Significance. If the literature representations are accurate and complete, the survey offers a timely, structured reference that organizes disparate QCS approaches and explicitly links them to scalability and security issues. This is valuable for researchers developing quantum networks, as it consolidates fundamentals with practical constraints without introducing new derivations or claims.

major comments (2)
  1. [protocol categorization] In the protocol categorization section, the claim that the organization 'clarifies the relationships between protocol families and their achievable precision advantages over classical methods' is not supported by any cross-protocol quantitative comparison (e.g., scaling of synchronization precision with distance or node number); the advantages remain stated qualitatively despite the survey's emphasis on surpassing classical bounds.
  2. [quantum resources review] In the quantum resources review, the discussion of scalability and robustness for resources such as GHZ states and quantum memories does not include concrete estimates of how decoherence or loss affects synchronization fidelity over network-relevant distances; this weakens the assessment of near-term implementability that the survey itself flags as important.
minor comments (2)
  1. [abstract] The abstract lists protocol families but does not indicate how many distinct protocols or key references are covered in total; adding this would help readers gauge the survey's scope.
  2. [fundamentals] Notation for quantum states (e.g., GHZ vs.

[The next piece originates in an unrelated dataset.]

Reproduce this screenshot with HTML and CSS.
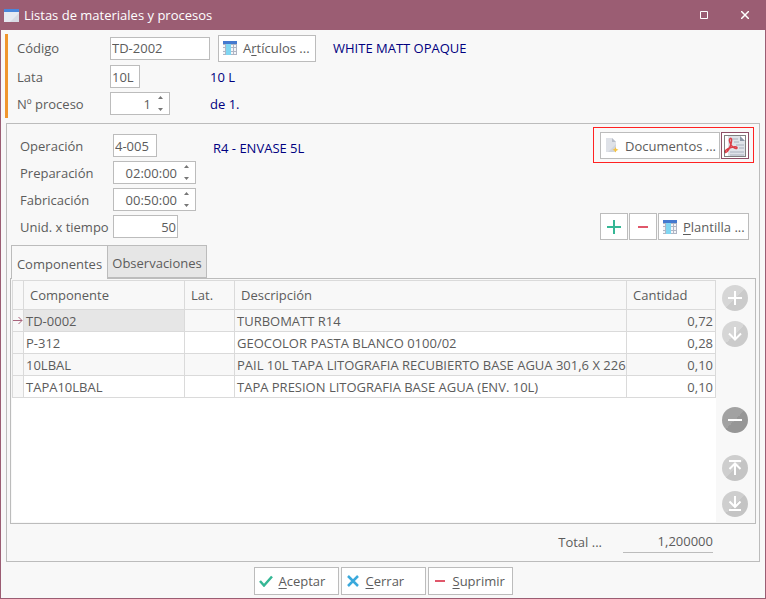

W) is introduced without a brief reminder of their explicit forms or entanglement properties in the fundamentals section, which could aid readers new to the subfield.

Simulated Author's Rebuttal

2 responses · 0 unresolved

We thank the referee for the positive evaluation and the recommendation of minor revision. The comments identify opportunities to make the survey's discussion of protocol relationships and practical constraints more explicit. We address each major comment below and outline targeted revisions.

read point-by-point responses
  1. Referee: In the protocol categorization section, the claim that the organization 'clarifies the relationships between protocol families and their achievable precision advantages over classical methods' is not supported by any cross-protocol quantitative comparison (e.g., scaling of synchronization precision with distance or node number); the advantages remain stated qualitatively despite the survey's emphasis on surpassing classical bounds.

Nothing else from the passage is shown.